▶ _WORK TO DO_:
Locate every line that holds the string "components" and copy it.

▶ _SUPPLIED DATA_:
______________________________

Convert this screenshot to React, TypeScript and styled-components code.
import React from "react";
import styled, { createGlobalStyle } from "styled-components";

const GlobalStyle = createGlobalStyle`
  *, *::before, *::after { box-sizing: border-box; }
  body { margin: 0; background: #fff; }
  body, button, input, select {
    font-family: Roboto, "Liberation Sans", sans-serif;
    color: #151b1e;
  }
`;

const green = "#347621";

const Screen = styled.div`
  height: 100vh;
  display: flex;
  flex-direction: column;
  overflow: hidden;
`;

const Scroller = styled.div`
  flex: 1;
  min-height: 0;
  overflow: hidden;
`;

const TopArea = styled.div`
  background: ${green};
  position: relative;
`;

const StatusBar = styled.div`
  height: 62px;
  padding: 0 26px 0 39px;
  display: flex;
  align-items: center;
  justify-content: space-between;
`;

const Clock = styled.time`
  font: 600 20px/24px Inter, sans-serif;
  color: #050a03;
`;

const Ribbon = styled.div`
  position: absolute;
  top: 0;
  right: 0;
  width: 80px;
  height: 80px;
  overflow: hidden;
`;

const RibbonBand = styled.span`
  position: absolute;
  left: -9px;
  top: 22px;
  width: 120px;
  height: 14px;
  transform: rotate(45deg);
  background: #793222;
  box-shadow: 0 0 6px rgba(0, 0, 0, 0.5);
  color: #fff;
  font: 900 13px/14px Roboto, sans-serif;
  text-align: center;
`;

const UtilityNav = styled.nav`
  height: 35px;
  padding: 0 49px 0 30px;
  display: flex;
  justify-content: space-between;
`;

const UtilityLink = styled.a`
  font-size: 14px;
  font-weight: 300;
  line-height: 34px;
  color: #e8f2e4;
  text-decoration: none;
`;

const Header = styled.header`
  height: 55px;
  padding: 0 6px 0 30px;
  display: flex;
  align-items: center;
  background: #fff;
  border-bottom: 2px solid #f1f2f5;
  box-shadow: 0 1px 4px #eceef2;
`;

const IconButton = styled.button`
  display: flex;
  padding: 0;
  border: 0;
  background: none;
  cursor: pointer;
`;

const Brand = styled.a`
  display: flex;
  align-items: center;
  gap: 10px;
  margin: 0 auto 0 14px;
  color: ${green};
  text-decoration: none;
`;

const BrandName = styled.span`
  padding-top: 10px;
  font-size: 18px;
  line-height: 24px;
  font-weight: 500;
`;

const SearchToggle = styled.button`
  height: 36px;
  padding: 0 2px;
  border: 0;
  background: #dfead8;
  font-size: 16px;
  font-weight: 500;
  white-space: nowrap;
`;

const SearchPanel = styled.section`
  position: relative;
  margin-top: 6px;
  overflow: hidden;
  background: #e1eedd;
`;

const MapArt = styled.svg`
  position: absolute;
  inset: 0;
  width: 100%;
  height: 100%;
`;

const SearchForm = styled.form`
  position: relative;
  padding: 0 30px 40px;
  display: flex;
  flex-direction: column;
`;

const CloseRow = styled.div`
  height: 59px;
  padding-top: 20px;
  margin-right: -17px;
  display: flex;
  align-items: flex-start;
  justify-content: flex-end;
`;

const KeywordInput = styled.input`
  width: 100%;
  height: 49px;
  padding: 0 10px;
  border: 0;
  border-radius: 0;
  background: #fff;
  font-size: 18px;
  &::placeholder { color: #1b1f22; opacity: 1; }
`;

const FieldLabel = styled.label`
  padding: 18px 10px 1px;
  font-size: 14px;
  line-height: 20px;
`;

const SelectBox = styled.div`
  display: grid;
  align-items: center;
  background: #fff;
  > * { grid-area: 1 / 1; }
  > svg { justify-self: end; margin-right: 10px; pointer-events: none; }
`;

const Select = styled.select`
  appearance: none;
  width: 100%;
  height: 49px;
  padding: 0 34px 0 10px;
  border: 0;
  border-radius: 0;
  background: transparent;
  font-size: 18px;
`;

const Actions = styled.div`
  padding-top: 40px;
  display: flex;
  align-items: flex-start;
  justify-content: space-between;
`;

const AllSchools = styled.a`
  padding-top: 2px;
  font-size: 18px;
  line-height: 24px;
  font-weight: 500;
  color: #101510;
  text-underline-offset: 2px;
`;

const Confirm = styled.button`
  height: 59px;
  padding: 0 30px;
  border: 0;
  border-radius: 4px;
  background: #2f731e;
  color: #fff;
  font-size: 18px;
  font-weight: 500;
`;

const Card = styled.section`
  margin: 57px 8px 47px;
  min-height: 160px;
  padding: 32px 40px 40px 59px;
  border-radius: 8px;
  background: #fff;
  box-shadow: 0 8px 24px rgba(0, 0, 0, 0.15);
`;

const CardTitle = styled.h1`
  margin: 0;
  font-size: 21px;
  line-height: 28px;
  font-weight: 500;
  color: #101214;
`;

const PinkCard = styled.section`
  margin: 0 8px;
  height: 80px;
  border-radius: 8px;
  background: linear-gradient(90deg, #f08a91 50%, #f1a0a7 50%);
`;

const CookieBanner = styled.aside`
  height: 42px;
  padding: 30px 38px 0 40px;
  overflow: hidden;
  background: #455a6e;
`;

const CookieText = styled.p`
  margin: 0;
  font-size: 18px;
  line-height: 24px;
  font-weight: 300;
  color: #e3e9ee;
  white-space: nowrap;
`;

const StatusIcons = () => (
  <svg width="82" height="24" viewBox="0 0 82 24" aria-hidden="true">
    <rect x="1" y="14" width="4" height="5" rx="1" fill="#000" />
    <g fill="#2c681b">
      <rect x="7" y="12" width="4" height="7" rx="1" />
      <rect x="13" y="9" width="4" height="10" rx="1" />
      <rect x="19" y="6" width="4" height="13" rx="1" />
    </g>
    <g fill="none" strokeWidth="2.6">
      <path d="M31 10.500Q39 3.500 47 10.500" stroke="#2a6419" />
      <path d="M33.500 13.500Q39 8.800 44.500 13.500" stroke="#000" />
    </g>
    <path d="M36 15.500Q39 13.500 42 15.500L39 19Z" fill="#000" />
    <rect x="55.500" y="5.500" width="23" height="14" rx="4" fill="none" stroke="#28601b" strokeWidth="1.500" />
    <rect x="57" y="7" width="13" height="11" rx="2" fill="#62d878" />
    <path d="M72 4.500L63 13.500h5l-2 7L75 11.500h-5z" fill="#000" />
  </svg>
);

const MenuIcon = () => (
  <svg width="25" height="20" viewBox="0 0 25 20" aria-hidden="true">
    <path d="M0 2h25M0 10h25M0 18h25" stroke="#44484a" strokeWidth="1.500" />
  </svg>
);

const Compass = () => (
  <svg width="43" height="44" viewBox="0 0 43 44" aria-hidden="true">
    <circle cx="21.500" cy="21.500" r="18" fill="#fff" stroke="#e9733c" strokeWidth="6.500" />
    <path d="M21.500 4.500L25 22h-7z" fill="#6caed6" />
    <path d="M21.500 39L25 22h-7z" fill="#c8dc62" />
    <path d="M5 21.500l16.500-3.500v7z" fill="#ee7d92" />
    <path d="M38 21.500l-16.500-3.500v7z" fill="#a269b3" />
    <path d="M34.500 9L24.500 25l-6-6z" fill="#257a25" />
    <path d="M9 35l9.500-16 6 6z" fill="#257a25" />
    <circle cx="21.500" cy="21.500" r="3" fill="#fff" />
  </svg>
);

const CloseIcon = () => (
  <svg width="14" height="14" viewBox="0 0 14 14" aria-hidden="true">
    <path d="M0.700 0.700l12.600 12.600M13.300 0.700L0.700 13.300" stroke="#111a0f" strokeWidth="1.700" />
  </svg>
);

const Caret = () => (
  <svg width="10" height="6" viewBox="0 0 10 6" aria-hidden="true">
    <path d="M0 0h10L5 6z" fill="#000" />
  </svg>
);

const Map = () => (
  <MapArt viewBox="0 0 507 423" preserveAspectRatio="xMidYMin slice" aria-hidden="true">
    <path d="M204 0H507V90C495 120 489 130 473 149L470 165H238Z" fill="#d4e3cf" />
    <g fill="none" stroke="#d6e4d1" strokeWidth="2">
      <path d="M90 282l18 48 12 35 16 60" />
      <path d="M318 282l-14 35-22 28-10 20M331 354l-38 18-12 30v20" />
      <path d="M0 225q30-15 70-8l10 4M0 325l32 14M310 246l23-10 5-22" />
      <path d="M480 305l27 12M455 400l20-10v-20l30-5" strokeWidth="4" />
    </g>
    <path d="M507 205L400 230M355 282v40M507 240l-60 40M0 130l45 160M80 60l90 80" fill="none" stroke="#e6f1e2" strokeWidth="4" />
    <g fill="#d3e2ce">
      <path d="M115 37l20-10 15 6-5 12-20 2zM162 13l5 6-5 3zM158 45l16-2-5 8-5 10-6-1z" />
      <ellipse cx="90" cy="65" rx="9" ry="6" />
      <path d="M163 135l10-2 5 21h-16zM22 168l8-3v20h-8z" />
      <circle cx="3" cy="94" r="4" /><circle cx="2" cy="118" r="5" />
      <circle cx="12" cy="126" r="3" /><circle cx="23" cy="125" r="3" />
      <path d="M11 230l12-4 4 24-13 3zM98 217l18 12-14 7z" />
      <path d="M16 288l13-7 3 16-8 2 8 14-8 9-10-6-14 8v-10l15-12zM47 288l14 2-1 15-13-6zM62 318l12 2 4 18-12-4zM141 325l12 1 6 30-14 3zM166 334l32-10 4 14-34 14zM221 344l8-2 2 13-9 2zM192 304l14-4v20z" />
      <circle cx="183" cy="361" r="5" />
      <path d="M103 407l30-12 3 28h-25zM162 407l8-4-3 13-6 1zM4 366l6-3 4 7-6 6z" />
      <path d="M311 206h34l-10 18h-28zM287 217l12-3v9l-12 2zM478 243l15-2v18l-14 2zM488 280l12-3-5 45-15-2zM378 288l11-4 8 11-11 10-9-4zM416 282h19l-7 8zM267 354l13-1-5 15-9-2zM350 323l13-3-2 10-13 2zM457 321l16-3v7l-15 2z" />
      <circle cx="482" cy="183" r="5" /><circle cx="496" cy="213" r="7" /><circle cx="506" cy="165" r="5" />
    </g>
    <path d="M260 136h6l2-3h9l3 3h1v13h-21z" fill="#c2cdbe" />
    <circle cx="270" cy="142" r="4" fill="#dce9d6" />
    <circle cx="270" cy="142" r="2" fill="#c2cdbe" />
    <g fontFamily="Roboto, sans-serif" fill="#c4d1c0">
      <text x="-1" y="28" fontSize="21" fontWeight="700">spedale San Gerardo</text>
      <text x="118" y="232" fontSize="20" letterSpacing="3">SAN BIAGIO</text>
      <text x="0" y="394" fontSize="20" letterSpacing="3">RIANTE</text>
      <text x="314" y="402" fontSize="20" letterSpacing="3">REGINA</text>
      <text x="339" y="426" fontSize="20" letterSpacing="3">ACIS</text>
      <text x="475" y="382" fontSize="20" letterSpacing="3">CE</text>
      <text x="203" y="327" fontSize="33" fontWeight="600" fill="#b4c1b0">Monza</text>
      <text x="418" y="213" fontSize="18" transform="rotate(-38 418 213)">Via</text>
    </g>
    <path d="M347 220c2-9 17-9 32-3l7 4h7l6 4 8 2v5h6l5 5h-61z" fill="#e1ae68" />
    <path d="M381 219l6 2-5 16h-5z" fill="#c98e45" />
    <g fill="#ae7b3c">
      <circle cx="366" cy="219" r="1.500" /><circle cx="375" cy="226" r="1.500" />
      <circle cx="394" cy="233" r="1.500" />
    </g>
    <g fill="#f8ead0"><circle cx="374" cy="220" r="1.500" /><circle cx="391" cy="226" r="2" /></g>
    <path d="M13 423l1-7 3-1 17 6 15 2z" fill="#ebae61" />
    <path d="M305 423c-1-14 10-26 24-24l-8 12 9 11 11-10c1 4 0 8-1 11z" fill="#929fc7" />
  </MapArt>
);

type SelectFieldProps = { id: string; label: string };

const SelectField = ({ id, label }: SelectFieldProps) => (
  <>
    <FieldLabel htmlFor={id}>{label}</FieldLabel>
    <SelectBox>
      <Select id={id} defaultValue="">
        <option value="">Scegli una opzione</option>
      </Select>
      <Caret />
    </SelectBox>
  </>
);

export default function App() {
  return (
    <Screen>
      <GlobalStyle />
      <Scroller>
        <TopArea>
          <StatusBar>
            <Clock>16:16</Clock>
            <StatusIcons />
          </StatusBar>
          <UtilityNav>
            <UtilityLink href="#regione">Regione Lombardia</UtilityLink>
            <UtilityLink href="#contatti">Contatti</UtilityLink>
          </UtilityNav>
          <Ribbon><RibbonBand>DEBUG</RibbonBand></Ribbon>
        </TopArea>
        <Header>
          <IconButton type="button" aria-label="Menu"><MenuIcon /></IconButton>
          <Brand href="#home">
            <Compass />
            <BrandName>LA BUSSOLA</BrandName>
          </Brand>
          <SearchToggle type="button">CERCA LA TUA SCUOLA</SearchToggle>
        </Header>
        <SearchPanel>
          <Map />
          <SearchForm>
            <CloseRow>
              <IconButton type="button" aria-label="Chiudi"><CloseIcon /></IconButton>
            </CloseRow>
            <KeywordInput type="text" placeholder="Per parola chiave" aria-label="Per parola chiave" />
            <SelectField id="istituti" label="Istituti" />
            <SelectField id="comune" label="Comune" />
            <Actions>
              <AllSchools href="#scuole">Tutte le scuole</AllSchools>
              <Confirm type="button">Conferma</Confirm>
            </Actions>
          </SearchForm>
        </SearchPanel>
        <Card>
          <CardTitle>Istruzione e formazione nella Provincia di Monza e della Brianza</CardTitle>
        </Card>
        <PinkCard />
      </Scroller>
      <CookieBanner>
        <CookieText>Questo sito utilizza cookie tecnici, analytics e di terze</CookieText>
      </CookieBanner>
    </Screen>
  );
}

______________________________

▶ _REPLY TO THE TASK_:
Convert this screenshot to React, TypeScript and styled-components code.
import styled, { createGlobalStyle } from "styled-components";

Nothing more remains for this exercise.